Das auf Aufzeichnungen der Zeugin Roxana P***** gestützte Vorbringen, dass sexuelle Übergriffe am 1. Juni und am 17. Juni 2017 in zeitlicher Hinsicht unwahrscheinlich seien, scheitert schon daran, dass der Beschwerdeführer diesen Einwand erstmals im Grundrechtsbeschwerdeverfahren erhebt, womit er den Rechtsweg nicht erschöpft hat (vgl RIS-Justiz RS0114487). Abgesehen davon übt er insoweit bloß unzulässige Beweiswürdigungskritik.
Soweit der Rechtsmittelwerber die (abstrakten) Ausführungen des Beschwerdegerichts zur Irrelevanz der Frage der Verurteilungswahrscheinlichkeit im Haftprüfungsverfahren anspricht und insoweit das Vorliegen einer mehr als 50%-igen Wahrscheinlichkeitsprognose fordert (zur beschränkten Tauglichkeit eines solchen Bezugspunktes vgl aber Hinterhofer/Oshidari , Strafverfahren, Rz 8.14), zeigt er nicht auf, inwieweit durch eine solche Annahme das Grundrecht auf persönliche Freiheit tangiert sein soll.

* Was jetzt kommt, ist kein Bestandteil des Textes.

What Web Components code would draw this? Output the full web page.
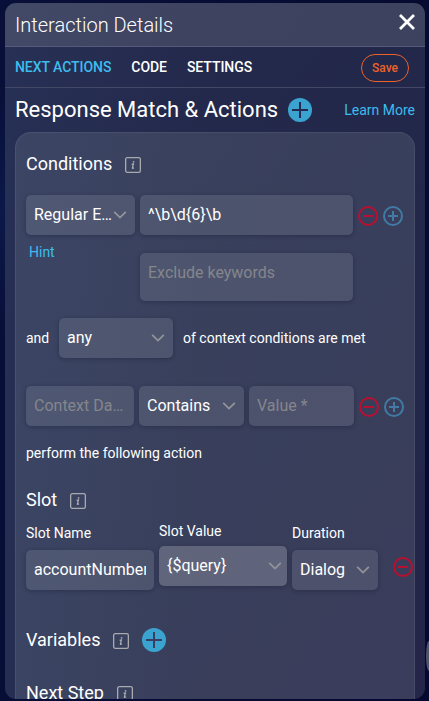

Da die Beschwerde somit die bereits hafttragenden Erwägungen des Oberlandesgerichts betreffend den Vorwurf fortgesetzter Gewaltausübung zum Nachteil der Zeugin Sanja A***** erfolglos in Frage gestellt hat, spielen die weiteren dem Angeklagten angelasteten Tathandlungen betreffend die Opfer Marko und Marina A***** unter dem vorliegenden Grundrechtsaspekt keine Rolle mehr. Die darauf bezogenen Beschwerdeeinwände können daher auf sich beruhen.
Der Beschwerdeführer wurde durch den angefochtenen Beschluss im Grundrecht auf persönliche Freiheit nicht verletzt, weshalb seine Beschwerde ohne Kostenzuspruch abzuweisen war (§ 8 GRBG).